While Forge credits Cage and Rauschenberg with inspiring him to change, chance plays no role in these paintings. Every mark is the result of the artist’s decision regarding size of the dot, placement, and color. In his rejection of chance, gesture, accident, systematic processes, and procedure, he implicitly criticizes Minimalism, hard-edged abstraction, and Color Field painting, something for which he has never received credit. He came to America and did not become an American-style painter.
Done near the end of his life, “Heavy Hemlocks II” (oil on canvas, 40 by 60 inches, 2000) evokes the base of a wide tree spreading out along the bottom edge, set against a yellowish light. And yet, as I write this, I know that I have conveyed a simplified view of a complex experience. I also cannot say the painting is purely abstract. This is one of Forge’s great accomplishments: he makes a painting that pushes back against description, even as it courts it.

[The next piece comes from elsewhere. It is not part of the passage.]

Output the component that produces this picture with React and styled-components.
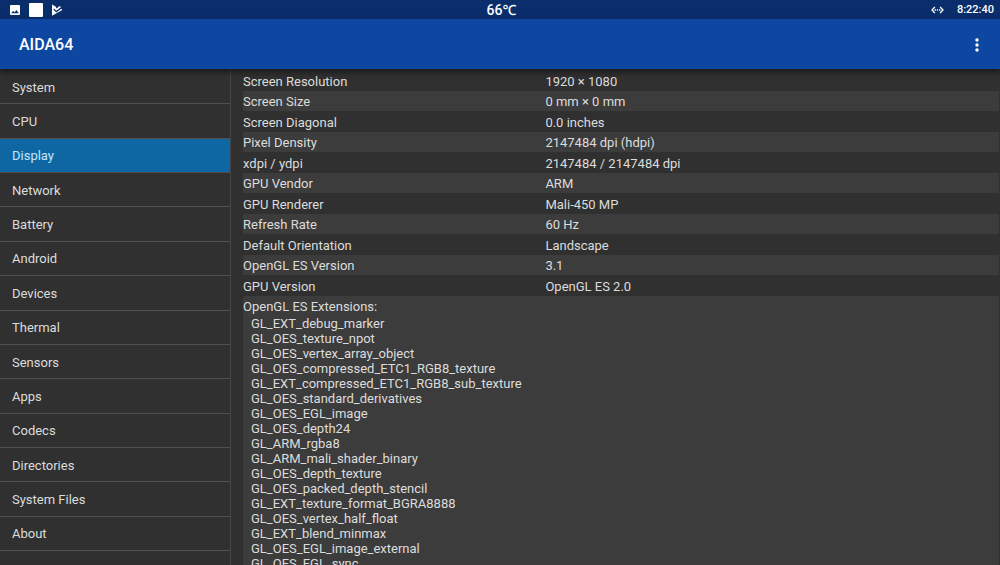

At the same time, knowing of Forge’s erudition, we might consider whether or not the title is a reference to Socrates, who was sentenced to death by the Athenian court for corrupting the youth of Athens, and chose to drink hemlock while his student Plato was in the jail cell with him.
This exhibition could easily have been titled The Limits of Language. By resisting discursive language, Forge underscores his devotion to abstract painting, which does not pay obeisance to various theories, as does Formalism, for instance. By rejecting the aid of critical discourse, he wanted viewers to see his paintings on their own terms as well as invite them to ponder seeing, and how and what they see.
Even in the paintings where a distinct form seems to exist, Forge’s work hovers in an in-between state, neither dissipating nor coalescing into an image or shape. In this way, the paintings become riveting. Both philosophically and physically speaking, we all exist in an in-between state.
Andrew Forge: The Limits of Sight continues at Betty Cuningham Gallery (15 Rivington Street, Manhattan) through July 30.